Provide only the number of lines where "React" occurs.
========
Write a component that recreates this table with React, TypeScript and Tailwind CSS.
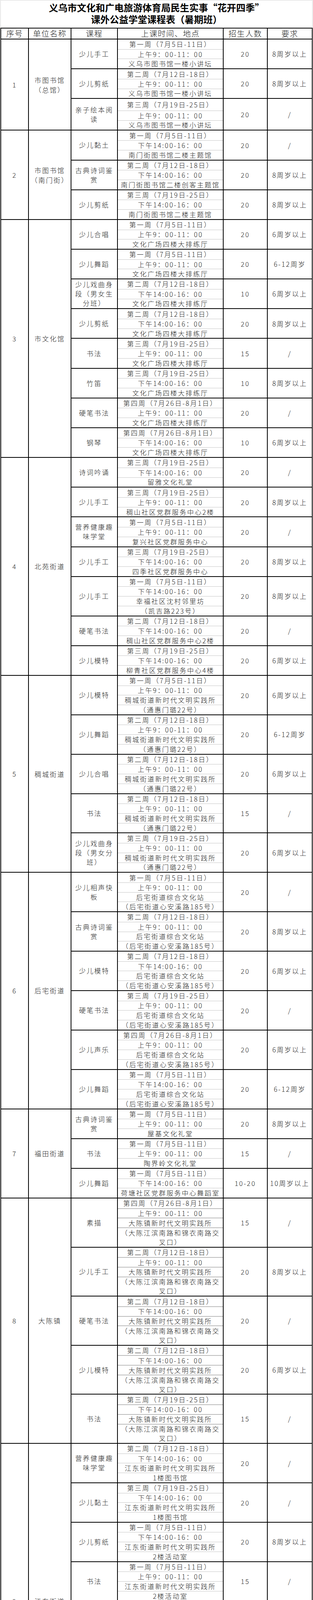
import React from 'react';

type Course = { name: string[]; week: string; time: string; loc: string[][]; n: string; req: string; tallTop?: boolean };
type Block = { no: string; unit: string[]; courses: Course[]; thick?: boolean };

const W1 = '第一周（7月5日-11日）';
const W2 = '第二周（7月12日-18日）';
const W3 = '第三周（7月19日-25日）';
const W4 = '第四周（7月26日-8月1日）';
const AM = '上午9：00-11：00';
const PM = '下午14:00-16：00';

const c = (name: string, week: string, time: string, loc: string, n: string, req: string, tallTop?: boolean): Course => ({
  name: name.split('|'),
  week,
  time,
  loc: loc.split('|').map((s) => s.split('^')),
  n,
  req,
  tallTop,
});

const L3 = '文化广场四楼大排练厅';
const L5 = '稠城街道新时代文明实践所|（通惠门璐22号）';
const L6 = '后宅街道综合文化站|（后宅街道心安溪路185号）';
const L8 = '大陈镇新时代文明实践所|（大陈江滨南路和锦衣南路交^叉口）';
const JD = '江东街道新时代文明实践所';
const CX = '城西新时代文明实践所|（城西街道伏龙山北路龙山公^园内）';
const SX = '苏溪镇新时代文明实践所三楼';

const blocks: Block[] = [
  {
    no: '1',
    unit: ['市图书馆', '（总馆）'],
    courses: [
      c('少儿手工', W1, AM, '义乌市图书馆一楼小讲坛', '20', '8周岁以上'),
      c('少儿剪纸', W2, AM, '义乌市图书馆一楼小讲坛', '20', '8周岁以上'),
      c('亲子绘本阅|读', W3, AM, '义乌市图书馆一楼小讲坛', '20', '/', true),
    ],
  },
  {
    no: '2',
    unit: ['市图书馆', '（南门街）'],
    courses: [
      c('少儿黏土', W1, PM, '南门街图书馆二楼主题馆', '20', '/'),
      c('古典诗词鉴|赏', W2, PM, '南门街图书馆二楼创客主题馆', '20', '8周岁以上'),
      c('少儿剪纸', W3, PM, '南门街图书馆二楼主题馆', '20', '8周岁以上'),
    ],
  },
  {
    no: '3',
    unit: ['市文化馆'],
    courses: [
      c('少儿合唱', W1, AM, L3, '20', '6周岁以上'),
      c('少儿舞蹈', W1, AM, L3, '20', '6-12周岁'),
      c('少儿戏曲身|段（男女生|分班）', W2, PM, L3, '10', '6周岁以上'),
      c('少儿剪纸', W2, PM, L3, '20', '8周岁以上'),
      c('书法', W3, AM, L3, '15', '/'),
      c('竹笛', W3, PM, L3, '10', '8周岁以上'),
      c('硬笔书法', W4, AM, L3, '20', '/'),
      c('钢琴', W4, PM, L3, '10', '6周岁以上'),
    ],
  },
  {
    no: '4',
    unit: ['北苑街道'],
    courses: [
      c('诗词吟诵', W3, PM, '留雅文化礼堂', '20', '/'),
      c('少儿手工', W3, AM, '稠山社区党群服务中心2楼', '20', '8周岁以上'),
      c('营养健康趣|味学堂', W1, AM, '复兴社区党群服务中心', '20', '/'),
      c('少儿手工', W3, PM, '四季社区党群服务中心', '20', '8周岁以上'),
      c('少儿手工', W1, PM, '幸福社区沈村邻里坊|（凯吉路223号）', '20', '8周岁以上'),
      c('硬笔书法', W2, PM, '稠山社区党群服务中心2楼', '20', '/'),
      c('少儿模特', W3, PM, '柳青社区党群服务中心4楼', '20', '6周岁以上'),
    ],
  },
  {
    no: '5',
    unit: ['稠城街道'],
    courses: [
      c('少儿模特', W1, AM, L5, '20', '6周岁以上'),
      c('少儿舞蹈', W2, AM, L5, '20', '6-12周岁'),
      c('少儿合唱', W2, AM, L5, '20', '6周岁以上'),
      c('书法', W2, AM, L5, '15', '/'),
      c('少儿戏曲身|段（男女分|班）', W3, AM, L5, '20', '6周岁以上'),
    ],
  },
  {
    no: '6',
    unit: ['后宅街道'],
    courses: [
      c('少儿相声快|板', W1, AM, L6, '20', '/'),
      c('古典诗词鉴|赏', W2, AM, L6, '20', '8周岁以上'),
      c('少儿模特', W2, PM, L6, '20', '6周岁以上'),
      c('硬笔书法', W3, AM, L6, '20', '/'),
      c('少儿声乐', W4, AM, L6, '20', '6周岁以上'),
      c('少儿舞蹈', W1, PM, L6, '20', '6-12周岁'),
    ],
  },
  {
    no: '7',
    unit: ['福田街道'],
    courses: [
      c('古典诗词鉴|赏', W1, AM, '屋基文化礼堂', '20', '8周岁以上'),
      c('书法', W1, AM, '陶界岭文化礼堂', '15', '/'),
      c('少儿舞蹈', W1, PM, '荷塘社区党群服务中心舞蹈室', '10-20', '10周岁以上'),
    ],
  },
  {
    no: '8',
    unit: ['大陈镇'],
    thick: true,
    courses: [
      c('素描', W4, AM, L8, '15', '/'),
      c('少儿手工', W2, AM, L8, '20', '8周岁以上'),
      c('硬笔书法', W2, PM, L8, '20', '/'),
      c('少儿模特', W2, PM, L8, '20', '6周岁以上'),
      c('书法', W3, PM, L8, '15', '/'),
    ],
  },
  {
    no: '9',
    unit: ['江东街道'],
    courses: [
      c('营养健康趣|味学堂', W2, PM, JD + '|1楼图书馆', '20', '/'),
      c('少儿黏土', W3, PM, JD + '|1楼图书馆', '20', '/'),
      c('少儿剪纸', W1, PM, JD + '|2楼活动室', '20', '8周岁以上'),
      c('书法', W1, AM, JD + '|2楼活动室', '15', '/'),
      c('硬笔书法', W2, AM, JD + '|2楼活动室', '20', '/'),
      c('少儿声乐', W1, AM, JD + '|2楼舞蹈房', '20', '6周岁以上'),
      c('少儿模特', W1, PM, JD + '|2楼舞蹈房', '20', '6周岁以上'),
      c('少儿舞蹈', W2, PM, JD + '|2楼舞蹈房', '20', '6-12周岁'),
    ],
  },
  {
    no: '10',
    unit: ['城西街道'],
    courses: [
      c('少儿剪纸', W4, AM, CX, '20', '8周岁以上'),
      c('少儿手工', W2, PM, CX, '20', '8周岁以上'),
      c('古典诗词鉴|赏', W3, PM, '城西图书馆', '20', '8周岁以上'),
      c('书法', W2, AM, CX, '15', '/'),
      c('少儿舞蹈', W2, AM, '何泮山文化礼堂', '20', '6-12周岁'),
      c('道情', W3, AM, '城西文化馆', '20', '/'),
    ],
  },
  {
    no: '11',
    unit: ['稠江街道'],
    courses: [
      c('少儿声乐', W2, PM, '稠江街道新时代文明实践所', '20', '6周岁以上'),
      c(
        '硬笔书法',
        W3,
        PM,
        '稠江街道图书馆|（戚继光路501号，稠江街道^办事处后院，双创街A1幢二^楼）',
        '20',
        '/'
      ),
      c('营养健康趣|味学堂', W4, PM, '稠江街道新时代文明实践所', '30', '/'),
    ],
  },
  {
    no: '12',
    unit: ['廿三里街道'],
    courses: [
      c('诗词吟诵', W3, AM, '李塘文化礼堂', '20', '/'),
      c('少儿戏曲身|段（男女生|分班）', W2, AM, '新时代文明实践所五楼舞蹈室', '10', '6周岁以上'),
      c('少儿模特', W4, AM, '金麟社区邻里中心二楼', '20', '6周岁以上'),
      c('书法', W2, PM, '里忠文化礼堂', '15', '/'),
      c('少儿剪纸', W2, PM, '后义文化礼堂', '20', '8周岁以上'),
      c('硬笔书法', W1, AM, '廿三里村文化礼堂', '20', '/'),
      c('少儿声乐', W2, PM, '廿三里村文化礼堂', '20', '6周岁以上'),
      c('营养趣味学|堂', W3, PM, '廿三里宾王扑克', '20', '/'),
      c('少儿科学实|验课', W2, AM, '廿三里宾王扑克', '20', '/'),
    ],
  },
  {
    no: '13',
    unit: ['上溪镇'],
    courses: [c('书法', W2, AM, '上溪镇黄山小学内', '15', '/')],
  },
  {
    no: '14',
    unit: ['苏溪镇'],
    courses: [
      c('少儿手工', W3, AM, SX, '20', '8周岁以上'),
      c('少儿黏土', W4, PM, SX, '20', '/'),
      c('少儿剪纸', W2, PM, SX, '20', '8周岁以上'),
      c('书法', W2, AM, SX, '15', '/'),
    ],
  },
];

const H: Record<number, string> = {
  1: 'h-[24.72px]',
  2: 'h-[49.44px]',
  3: 'h-[74.16px]',
};

function SubRow({
  lines,
  first,
  thick,
  tall,
}: {
  lines: string[];
  first: boolean;
  thick?: boolean;
  tall?: boolean;
}) {
  const line = first ? '' : thick ? 'border-t-2 border-[#bcbcbc]' : 'border-t border-[#c6c6c6]';
  const h = tall ? 'h-[29.6px]' : H[lines.length];
  return (
    <div className={`${h} shrink-0 ${line} flex flex-col items-center justify-center`}>
      {lines.map((l, i) => (
        <div key={i} className="leading-[24px] whitespace-nowrap">
          {l}
        </div>
      ))}
    </div>
  );
}

function CourseRow({ course, thick }: { course: Course; thick?: boolean }) {
  const rows: string[][] = [[course.week], [course.time], ...course.loc];
  return (
    <div className="flex border-b-2 border-black">
      <div className="w-[119px] shrink-0 border-r-2 border-black flex flex-col items-center justify-center">
        {course.name.map((n, i) => (
          <div key={i} className="leading-[24px] whitespace-nowrap">
            {n}
          </div>
        ))}
      </div>
      <div className="w-[271px] shrink-0 border-r-2 border-black flex flex-col">
        {rows.map((r, i) => (
          <SubRow key={i} lines={r} first={i === 0} thick={thick} tall={i === 0 && course.tallTop} />
        ))}
      </div>
      <div className="w-[113px] shrink-0 border-r-2 border-black flex items-center justify-center whitespace-nowrap">
        {course.n}
      </div>
      <div className="flex-1 flex items-center justify-center whitespace-nowrap">{course.req}</div>
    </div>
  );
}

function BlockRows({ block }: { block: Block }) {
  return (
    <div className="flex">
      <div className="w-[71px] shrink-0 border-r-2 border-b-2 border-black flex items-center justify-center">
        {block.no}
      </div>
      <div className="w-[109px] shrink-0 border-r-2 border-b-2 border-black flex flex-col items-center justify-center">
        {block.unit.map((u, i) => (
          <div key={i} className="leading-[25px] whitespace-nowrap">
            {u}
          </div>
        ))}
      </div>
      <div className="flex-1 flex flex-col">
        {block.courses.map((co, i) => (
          <CourseRow key={i} course={co} thick={block.thick} />
        ))}
      </div>
    </div>
  );
}

export default function App() {
  return (
    <div className="w-[802px] bg-white text-[#1a1a1a] font-['Noto_Sans_CJK_SC','Noto_Sans',sans-serif]">
      <div className="ml-[1px] w-[800px] h-[71px] border-x border-t border-[#d4d4d4] flex flex-col items-center pt-[3px]">
        <div className="text-[24px] font-bold leading-[30px] text-black whitespace-nowrap">
          义乌市文化和广电旅游体育局民生实事“花开四季”
        </div>
        <div className="text-[24px] font-bold leading-[30px] text-black whitespace-nowrap">
          课外公益学堂课程表（暑期班）
        </div>
      </div>
      <div className="ml-[1px] w-[800px] border-x-2 border-black text-[17px] tracking-[2.5px] font-light">
        <div className="flex h-[30px] border-t-2 border-b-2 border-black text-[20px] tracking-[1.5px]">
          <div className="w-[71px] shrink-0 border-r-2 border-black flex items-center justify-center">序号</div>
          <div className="w-[109px] shrink-0 border-r-2 border-black flex items-center justify-center">单位名称</div>
          <div className="w-[119px] shrink-0 border-r-2 border-black flex items-center justify-center">课程</div>
          <div className="w-[271px] shrink-0 border-r-2 border-black flex items-center justify-center">
            上课时间、地点
          </div>
          <div className="w-[113px] shrink-0 border-r-2 border-black flex items-center justify-center">招生人数</div>
          <div className="flex-1 flex items-center justify-center">要求</div>
        </div>
        {blocks.map((b) => (
          <BlockRows key={b.no} block={b} />
        ))}
      </div>
    </div>
  );
}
========
- _EXERCISE OUTPUT_
2